Fans, foes, friends saddened by death of Jonah Lomu
In this June 18, 1995 file photo, New Zealand All Blacks winger Jonah Lomu runs around England's Will Carling on his way to score the opening try in the Rugby World Cup semifinal at Newlands in Cape Town, South Africa. Lomu, whose power and pace revolutionized rugby and whose humility and grace won millions of fans, died early Wednesday, Nov. 18, 2015, New Zealand Rugby said. He was 40. (AP Photo/Ross Setford,File)
AP Sports Writer
WELLINGTON, New Zealand (AP) — Jonah Lomu's huge impact on the game of rugby and his fame, which spilled beyond the sport's traditional borders, was reflected in the breadth of tributes that flowed Wednesday after his unexpected death at the age of 40.
Heads of state, fans, teammates and former rivals from around the world expressed their shock and sadness at the sudden death of the legendary All Blacks winger whose revolutionary pace and power made him one of rugby's most famous faces.
New Zealand Prime Minister John Key responded to news of Lomu's death, which followed his almost 20-year struggle with kidney illness, by saying "The thoughts of the entire country are with his family."
"He truly is and was a legend of the game," Key told reporters in Manila, where he was attending the Asia Pacific Economic Cooperation summit. Key said it was too soon to know whether there would be a state funeral for Lomu, or what other plans would be put in place.
Lomu had only returned to New Zealand with his family a day on Tuesday after spending almost two months in Europe during the Rugby World Cup, where he was often mobbed by fans.
John Mayhew, the former All Blacks team doctor who was a close friend of Lomu and aided him in his battle against the rare kidney ailment Nephrotic syndrome, released the news on behalf of the family.
"It was totally unexpected. Jonah and his family arrived back from the United Kingdom last night and he suddenly died this morning," Mayhew said. "The family is obviously devastated, as are friends and acquaintances."

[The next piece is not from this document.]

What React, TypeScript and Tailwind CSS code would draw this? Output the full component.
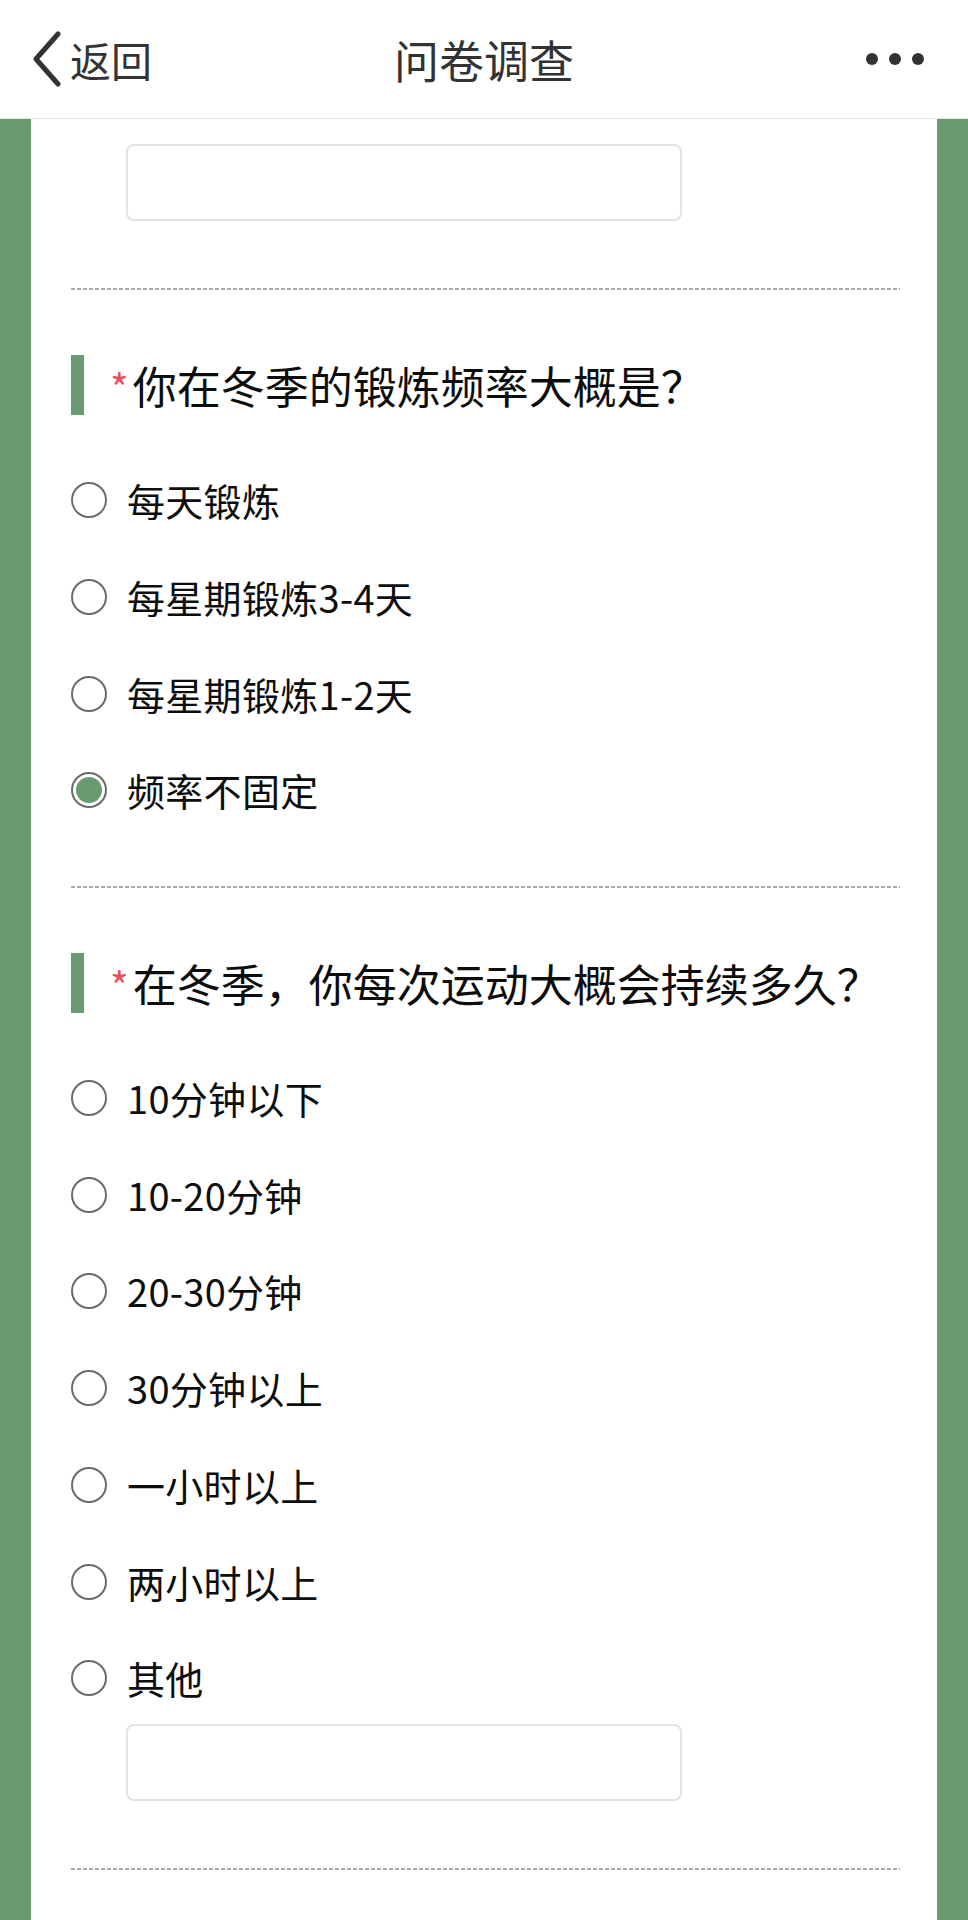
import React from 'react';

const q1 = ['每天锻炼', '每星期锻炼3-4天', '每星期锻炼1-2天', '频率不固定'];
const q2 = ['10分钟以下', '10-20分钟', '20-30分钟', '30分钟以上', '一小时以上', '两小时以上', '其他'];

const Radio = ({ checked }: { checked?: boolean }) => (
  <span className="w-[36px] h-[36px] rounded-full border-[2.5px] border-[#6b6b6b] bg-white flex items-center justify-center shrink-0">
    {checked && <span className="w-[26px] h-[26px] rounded-full bg-[#6a9a72]" />}
  </span>
);

const Option = ({ label, checked }: { label: string; checked?: boolean }) => (
  <div className="h-[96.7px] flex items-center">
    <Radio checked={checked} />
    <span className="ml-[20px] text-[38px] text-[#0d0d0d] leading-none tracking-[0.3px]">{label}</span>
  </div>
);

const Dashed = () => (
  <div className="h-[2px] bg-[repeating-linear-gradient(to_right,#ababab_0px,#ababab_4px,transparent_4px,transparent_6px)]" />
);

const TextBox = ({ className = '' }: { className?: string }) => (
  <div className={`ml-[55px] w-[556px] h-[77px] rounded-[8px] border-2 border-[#e2e2e2] bg-white ${className}`} />
);

const Title = ({ text }: { text: string }) => (
  <div className="flex items-center h-[60px]">
    <div className="w-[13px] h-[60px] bg-[#6a9a72]" />
    <span className="ml-[26px] text-[40px] text-[#e5535a] leading-none mt-[4px]">*</span>
    <span className="ml-[4px] text-[44px] text-[#0d0d0d] leading-none">{text}</span>
  </div>
);

export default function App() {
  return (
    <div className="w-[968px] min-h-[1920px] bg-[#6a9a72] font-['Noto_Sans_CJK_SC','Noto_Sans',sans-serif]">
      {/* nav bar */}
      <div className="h-[119px] bg-white border-b border-[#e6e6e6] flex items-center justify-between px-[30px] relative">
        <div className="flex items-center text-[#333]">
          <svg width="34" height="56" viewBox="0 0 34 56" fill="none">
            <path d="M28 3 L6 28 L28 53" stroke="#333" strokeWidth="5" strokeLinecap="round" strokeLinejoin="round" />
          </svg>
          <span className="ml-[6px] text-[41px] leading-none">返回</span>
        </div>
        <span className="absolute left-1/2 -translate-x-1/2 text-[45px] text-[#333] leading-none">问卷调查</span>
        <div className="flex items-center gap-[11px] mr-[14px]">
          <span className="w-[12px] h-[12px] rounded-full bg-[#333]" />
          <span className="w-[12px] h-[12px] rounded-full bg-[#333]" />
          <span className="w-[12px] h-[12px] rounded-full bg-[#333]" />
        </div>
      </div>

      {/* card */}
      <div className="mx-[31px] bg-white min-h-[1801px] pl-[40px] pr-[37px] pt-[25px]">
        <TextBox />
        <div className="mt-[67px]">
          <Dashed />
        </div>

        <div className="mt-[65px]">
          <Title text="你在冬季的锻炼频率大概是？" />
        </div>
        <div className="mt-[37px]">
          {q1.map((o, i) => (
            <Option key={o} label={o} checked={i === 3} />
          ))}
        </div>
        <div className="mt-[47px]">
          <Dashed />
        </div>

        <div className="mt-[65px]">
          <Title text="在冬季，你每次运动大概会持续多久？" />
        </div>
        <div className="mt-[37px]">
          {q2.map((o) => (
            <Option key={o} label={o} />
          ))}
        </div>
        <TextBox className="-mt-[3px]" />
        <div className="mt-[67px]">
          <Dashed />
        </div>
      </div>
    </div>
  );
}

Lomu had seemed in good health during the World Cup, at one point leading fans in a stirring haka. He was an active Twitter user who most recently tweeted two days ago during a family stopover in Dubai. No cause of death has been confirmed.
Lomu was diagnosed with Nephrotic syndrome in 1995 and was forced to retire from international rugby in 2002. He underwent a kidney transplant in 2004 and attempted to re-start his career against the advice of doctors, playing in Wales and France before finally retiring in 2006.
He had a bout of ill health in late 2011 when his body rejected his donor kidney and was undergoing dialysis treatment three times a week while awaiting a second transplant.
Lomu remained immensely popular with rugby fans long after his retirement and was well known even in countries in which rugby was an oddity. He continued to travel the world as an ambassador for the sport and was possibly most sought after in England, where his feats as a bulldozing winger had made him a legendary figure.
"I am so, so devastated to hear of the passing away of Jonah Lomu," former England flyhalf Jonny Wilkinson said. "The greatest superstar and just a fabulous human being. Deeply saddened."
All Blacks flyhalf Dan Carter tweeted: "I still can't believe the sad news. Love and thoughts go out to Jonah's family." And All Blacks fullback Israel Dagg said Lomu "made rugby what it is today."
Jonathan Davies, who played flyhalf for Wales, said he spent an evening with Lomu and his family last month.
"RIP Jonah, you were a true legend and a gentleman. You changed the game of rugby and will be sorely missed," Davies said.